Why it is important to do this review
Anxiety disorders in people with COPD have been shown to increase disability and impair functional status, resulting in an overall reduction in their quality of life (Beck 1988; Weaver 1997). Importantly, the impact of anxiety on these outcomes was shown after adjusting for other potential confounders such as general health status, other medical conditions and COPD severity (Brenes 2003). Kim 2000 reported that anxiety and depression were more strongly related to functional status than the severity of COPD. Co-morbid anxiety in an elderly population with COPD has been suggested as a significant predictor of the frequency of hospital admissions (Yohannes 2000). A recent study has shown that among patients with COPD, anxiety is related to poorer health outcomes including worse submaximal exercise performance, greater risk of self-reported functional limitations and a higher longitudinal risk of COPD exacerbations (Eisner 2010). However, the evidence for treatment of anxiety disorders in COPD is limited, and there are limited data to support the efficacy of medication-only treatments (Borson 1998). The results of a Cochrane review evaluating the effects of pharmacological interventions for anxiety in patients with COPD are inconclusive (Usmani 2011). A feasibility study of antidepressants in this population suggested poor acceptance of antidepressants for various reasons including side-effects and reluctance to take ‘yet another medication’ (Yohannes 2001). Furthermore the association between anxiety/panic and dyspnoea/COPD had been explained by various psychological theories (Clark 1986; Livermore 2010). It is important therefore, to evaluate psychological therapies for the alleviation of these symptoms in patients with COPD.
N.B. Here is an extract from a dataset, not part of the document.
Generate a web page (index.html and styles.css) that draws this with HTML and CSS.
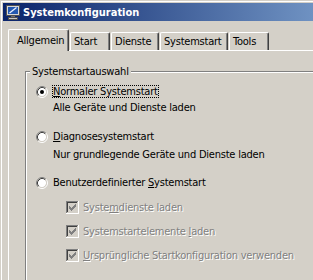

In light of the health burden caused by psychological disorders and the limited evidence supporting treatment options, this review is one of four linked Cochrane reviews that will assess the effects of pharmacological and psychological therapies for the treatment of anxiety and depression in patients with COPD, one of which has already been published (Usmani 2011) and two of which are in progress (Usmani 2013a, Usmani 2013b).